Repousser ses limites. Voilà trois mots qui reviennent souvent dans le monde de l’expédition. Nous recherchons l’inconfort. Nous voulons, intentionnellement, nous mettre dans des situations qui nous font sortir des sentiers battus, des situations dans lesquelles l’adrénaline est reine. Nous savons très bien que l’adrénaline, c’est une drogue dont on peut difficilement se passer après y avoir gouté. Les gens qui font de la haute montagne profitent de cette drogue à forte dose, mais les voyageurs au long cours peuvent aussi jouir de ses effets. Évidemment, je ne parle pas ici du voyageur qui décide, pour une courte période de temps, de s’assoir sur le bord d’une piscine, face à la mer, pour boire un petit cocktail aux fraises. Je parle plutôt de gens qui laissent la facilité de côté, prennent leur sac à dos et décident de visiter le pays de l’intérieur.

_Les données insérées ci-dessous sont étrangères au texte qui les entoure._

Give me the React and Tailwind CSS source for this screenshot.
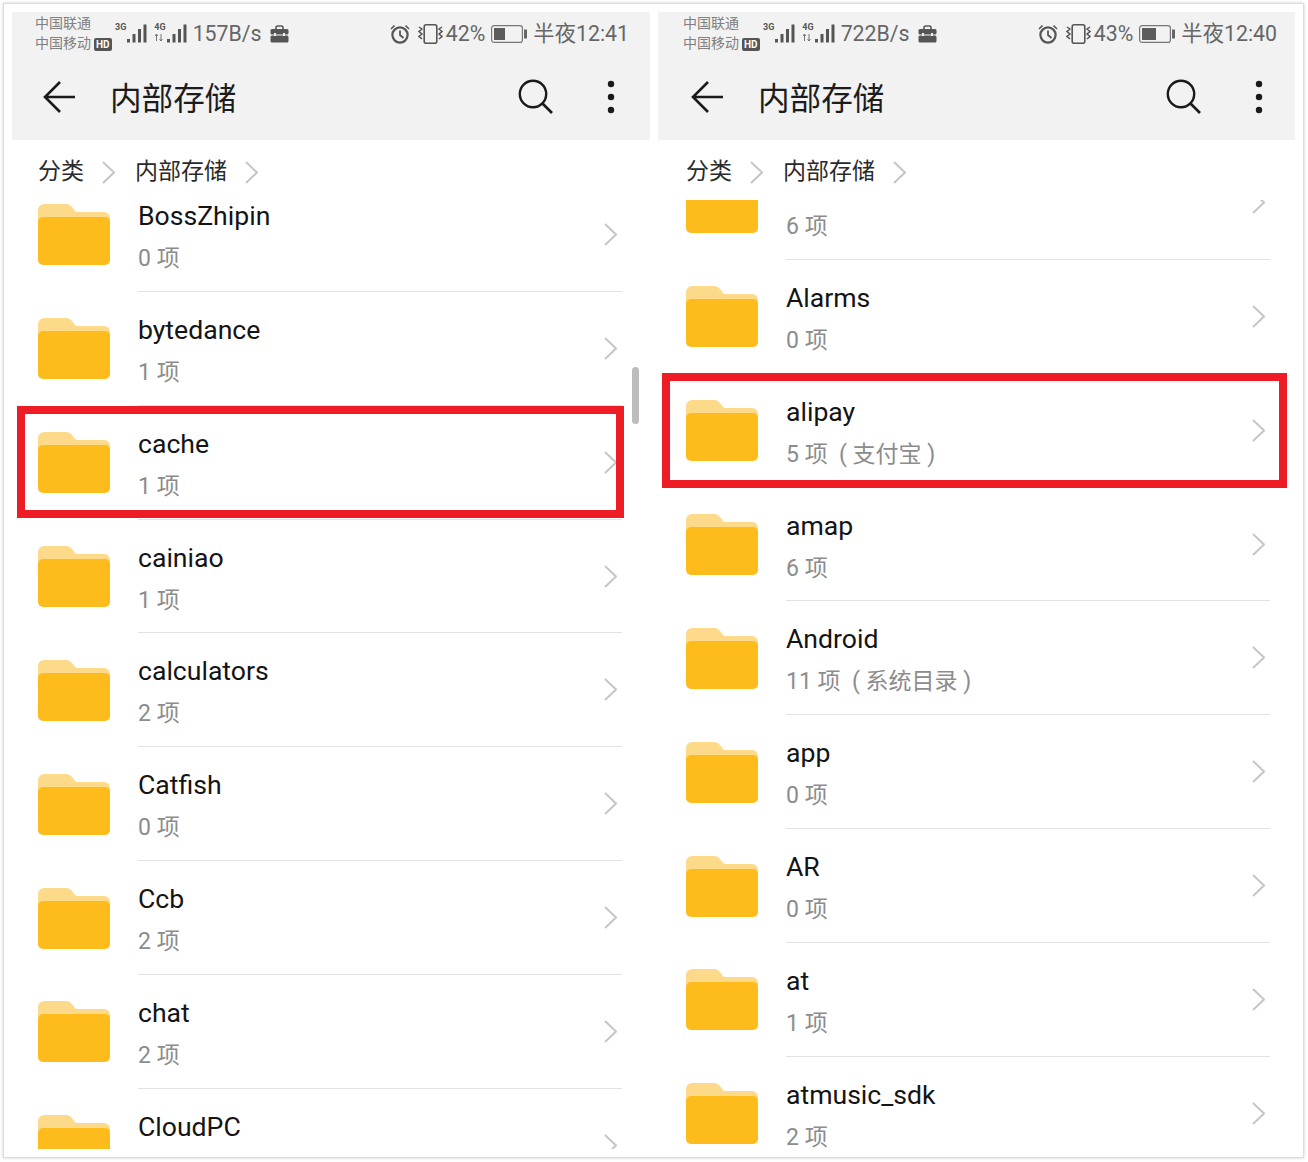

Pourquoi recherchons-nous ces inconforts? En vélo, nous avons le temps d’y réfléchir, croyez-moi. Le poids des montures, les vents de face, la pluie, les froids qui frôlent le point de congélation et les nuits difficiles nous poussent souvent à nous questionner sur notre motivation à relever ce genre de défi. Par exemple, comme nous ne dormons pas à l’hôtel, il faut savoir que trois jours de pluie, c’est aussi trois jours d’humidité à 4 °C. C’est dans ces conditions que nous découvrons la vraie valeur des vêtements techniques. Vive la laine mérinos et les sacs de couchage en duvet! Sauf que, le matin, il faut tout de même trouver le courage de sortir de ces sacs de chaleur. De plus, notre sommeil est souvent interrompu par des trains qui passent à quelques mètres de notre tente ou par des petits animaux, comme le tatou, qui surgissent pour nous sentir le fond de tête. D’ailleurs, comme ces petits animaux à carapace ont une très mauvaise vision, il n’est pas étonnant que nous les retrouvions morts sur la chaussée. En plus, ces petits insectivores ont malheureusement la mauvaise habitude de sauter lorsqu’ils sont effrayés. Imaginez leur réaction au passage d’une voiture. Il y a aussi les orages violents qui nous réveillent subitement, comme celui de la nuit dernière. Les éclairs nous ont alors aidés à apercevoir brièvement nos chaussures, qui flottaient à côté de nous. Nous avons pris la frontale pour y voir plus clair et pour réaliser que nous étions à l’endroit précis où l’eau s’accumulait le plus sur le terrain; comme si nous avions délibérément choisi de tenter sur un lac. Par chance, la tente n’a pas pris l’eau, mais nous pouvions sentir, sous nos matelas, une accumulation aquatique qui nous donnait l’impression d’être sur un lit d’eau. Confortable? Euh… Presque.
Malgré l’épuisement, nous tenons bon. Nous ne lâchons pas. Sauf qu’après 2500 km, c’est notre corps qui nous envoie des signaux. Geneviève a, depuis plus de deux semaines, une douleur au genou qui ne semble pas vouloir lui donner de répit. Nous savons qu’un bon positionnement sur le vélo est primordial pour ce genre d’expédition. Nous avons donc essayé de faire tous les microajustements nécessaires pour optimiser son positionnement sur son vélo. Nous avons même dû prendre quelques jours de repos pour donner une chance à ses tendons de récupérer. C’est bizarre, mais pendant ces périodes d’arrêt, nous nous sentons coupables de ne pas être sur la route. Comme si nous ne rentrions pas travailler.
Aujourd’hui, nous en sommes à nos derniers coups de pédale en sol floridien. Demain, nous serons dans l’État de l’Alabama! Il est présentement 6 h 27 et il fait -1 °C (en bon québécois, il fait frette.) Un homme sort de sa roulotte avec sa petite bouteille d’eau à la main. Il sort une cigarette, l’allume, entre dans sa camionnette et démarre son moteur. Il reste planqué là à se faire réchauffer par son moteur diesel pendant près de 45 minutes. Son chien lui exprime sa solitude en lui jappant ce qui nous semble être des insultes. Nous, nous sommes assis sur la table de pique-nique, une tasse de café à la main. On annonce des éclaircies pour les prochains jours. Nous embarquons sur nos vélos, le monsieur nous regarde et nous salue. C’est parti pour une autre journée! À quoi va-t-elle ressembler? Nul ne le sait. Ce que nous savons cependant, c’est que, chaque matin, en enfourchant nos vélos, nous ressentons toujours cette même formidable sensation de bien-être et de liberté, avec en tête l’air de la série télé Le Vagabond. Geneviève me regarde avec un large sourire. Maintenant, je connais précisément les motivations qui nous poussent à faire ce périple!